WRITTEN PROBLEM: Skipping all pictures, set down the lines of the listing from the first through the one with "Sans','Noto Sans CJK".

++++ SOURCE DATA

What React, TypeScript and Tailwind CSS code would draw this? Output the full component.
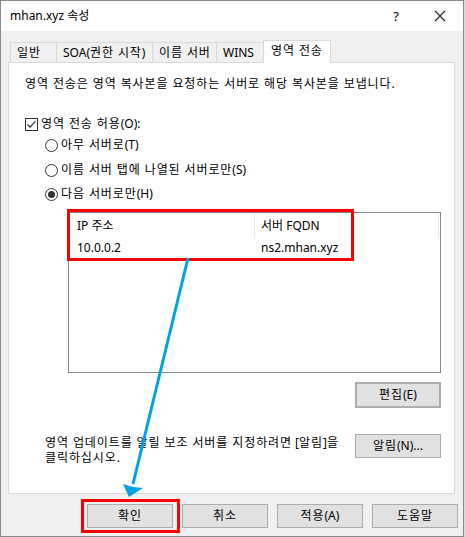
import React from "react";

const FONT = { fontFamily: "'Noto Sans','Noto Sans CJK KR',sans-serif" };

function K({ t }: { t: string }) {
  const parts = t.split(/([가-힣]+(?: [가-힣]+)*)/);
  return (
    <>
      {parts.map((p, i) =>
        /[가-힣]/.test(p) ? (
          <span key={i} className="tracking-[0.9px]">
            {p}
          </span>
        ) : (
          <span key={i}>{p}</span>
        )
      )}
    </>
  );
}

function Btn({ children, className = "" }: { children: React.ReactNode; className?: string }) {
  return (
    <div
      className={`flex items-center justify-center bg-[#e1e1e1] border border-[#adadad] text-[12px] leading-[16px] text-black ${className}`}
    >
      {children}
    </div>
  );
}

function Radio({ checked, label }: { checked?: boolean; label: string }) {
  return (
    <div className="flex items-center h-[16px] ml-[20px]">
      <div className="w-[13px] h-[13px] rounded-full border border-[#333] bg-white flex items-center justify-center">
        {checked && <div className="w-[7px] h-[7px] rounded-full bg-[#333]" />}
      </div>
      <span className="ml-[3px] text-[12px] leading-[16px] whitespace-nowrap">
        <K t={label} />
      </span>
    </div>
  );
}

export default function App() {
  const tabs = [
    { t: "일반", w: "w-[47px]" },
    { t: "SOA(권한 시작)", w: "w-[96px]" },
    { t: "이름 서버", w: "w-[64px]" },
    { t: "WINS", w: "w-[47px]" },
  ];
  return (
    <div className="relative w-[465px] h-[537px] overflow-hidden bg-[#dcdcdc]" style={FONT}>
      <div className="w-[464px] h-[537px] flex flex-col bg-[#f0f0f0] border border-[#8a8a8a] text-black">
        {/* Title bar */}
        <div className="h-[30px] bg-white flex items-center shrink-0">
          <span className="ml-[9px] text-[12px] leading-[16px]">mhan.xyz 속성</span>
          <span className="ml-auto text-[13px] leading-[16px] mr-[35px]">?</span>
          <svg width="12" height="12" viewBox="0 0 12 12" className="mr-[17px]">
            <path d="M1 1 L11 11 M11 1 L1 11" stroke="#222" strokeWidth="1.1" />
          </svg>
        </div>
        {/* Tabs */}
        <div className="flex items-end h-[31px] pl-[9px] shrink-0">
          {tabs.map((tb, i) => (
            <div
              key={i}
              className={`${tb.w} h-[20px] border border-[#d9d9d9] border-b-0 ${i > 0 ? "border-l-0" : ""} flex items-center pl-[6px] text-[12px] leading-[16px] bg-[#f0f0f0] whitespace-nowrap`}
            >
              <K t={tb.t} />
            </div>
          ))}
          <div className="w-[68px] h-[23px] border border-[#d9d9d9] border-b-0 bg-white -ml-px flex items-start pt-[2px] pl-[7px] text-[12px] leading-[16px] relative top-[1px] z-10 whitespace-nowrap">
            <K t="영역 전송" />
          </div>
        </div>
        {/* Panel */}
        <div className="ml-[7px] w-[447px] h-[432px] bg-white border border-[#d9d9d9] flex flex-col pl-[16px] text-[12px] leading-[16px] shrink-0">
          <div className="mt-[13px] h-[16px] whitespace-nowrap">
            <K t="영역 전송은 영역 복사본을 요청하는 서버로 해당 복사본을 보냅니다." />
          </div>
          <div className="mt-[24px] flex items-center h-[16px]">
            <div className="w-[13px] h-[13px] border border-[#333] bg-white flex items-center justify-center">
              <svg width="11" height="11" viewBox="0 0 11 11">
                <path d="M1.5 5.5 L4.2 8.2 L9.5 2" fill="none" stroke="#222" strokeWidth="1.1" />
              </svg>
            </div>
            <span className="ml-[3px]">
              <K t="영역 전송 허용(O):" />
            </span>
          </div>
          <div className="mt-[5px]">
            <Radio label="아무 서버로(T)" />
          </div>
          <div className="mt-[9px]">
            <Radio label="이름 서버 탭에 나열된 서버로만(S)" />
          </div>
          <div className="mt-[8px]">
            <Radio checked label="다음 서버로만(H)" />
          </div>
          {/* List view */}
          <div className="mt-[10px] ml-[43px] w-[373px] h-[161px] border border-[#828790] bg-white flex flex-col">
            <div className="flex h-[25px] items-center">
              <div className="w-[185px] pl-[8px] h-full flex items-center">IP 주소</div>
              <div className="w-px h-[23px] bg-[#e5e5e5]" />
              <div className="w-[183px] pl-[6px] h-full flex items-center">서버 FQDN</div>
              <div className="w-px h-[23px] bg-[#e5e5e5]" />
            </div>
            <div className="flex h-[20px] items-center">
              <div className="w-[186px] pl-[8px]">10.0.0.2</div>
              <div className="pl-[6px]">ns2.mhan.xyz</div>
            </div>
          </div>
          <div className="mt-[9px] flex justify-end pr-[13px]">
            <Btn className="w-[86px] h-[26px] border-2 border-[#0078d7]">
              <K t="편집(E)" />
            </Btn>
          </div>
          <div className="mt-[26px] flex items-start pr-[13px]">
            <div className="ml-[20px] leading-[15px] mt-[1px] whitespace-nowrap">
              <K t="영역 업데이트를 알릴 보조 서버를 지정하려면 [알림]을" />
              <br />
              <K t="클릭하십시오." />
            </div>
            <Btn className="ml-auto w-[86px] h-[24px]">
              <K t="알림(N)..." />
            </Btn>
          </div>
        </div>
        {/* Bottom buttons */}
        <div className="flex mt-[10px] pl-[86px] gap-[9px]">
          <Btn className="w-[86px] h-[24px]">
            <K t="확인" />
          </Btn>
          <Btn className="w-[86px] h-[24px]">
            <K t="취소" />
          </Btn>
          <Btn className="w-[86px] h-[24px]">
            <K t="적용(A)" />
          </Btn>
          <Btn className="w-[86px] h-[24px]">
            <K t="도움말" />
          </Btn>
        </div>
      </div>

      {/* Highlight overlays */}
      <div className="absolute left-[67px] top-[209px] w-[287px] h-[52px] border-[3px] border-[#ff0000]" />
      <div className="absolute left-[81px] top-[499px] w-[99px] h-[34px] border-[3px] border-[#ff0000]" />
      <svg className="absolute left-0 top-0" width="465" height="537" viewBox="0 0 465 537">
        <line x1="188" y1="258" x2="133" y2="484" stroke="#00a2e8" strokeWidth="3" />
        <polygon points="129,497 123,484 133,487 143,488" fill="#00a2e8" />
      </svg>
    </div>
  );
}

++++++++

WRITTEN ANSWER:
What React, TypeScript and Tailwind CSS code would draw this? Output the full component.
import React from "react";

const FONT = { fontFamily: "'Noto Sans','Noto Sans CJK KR',sans-serif" };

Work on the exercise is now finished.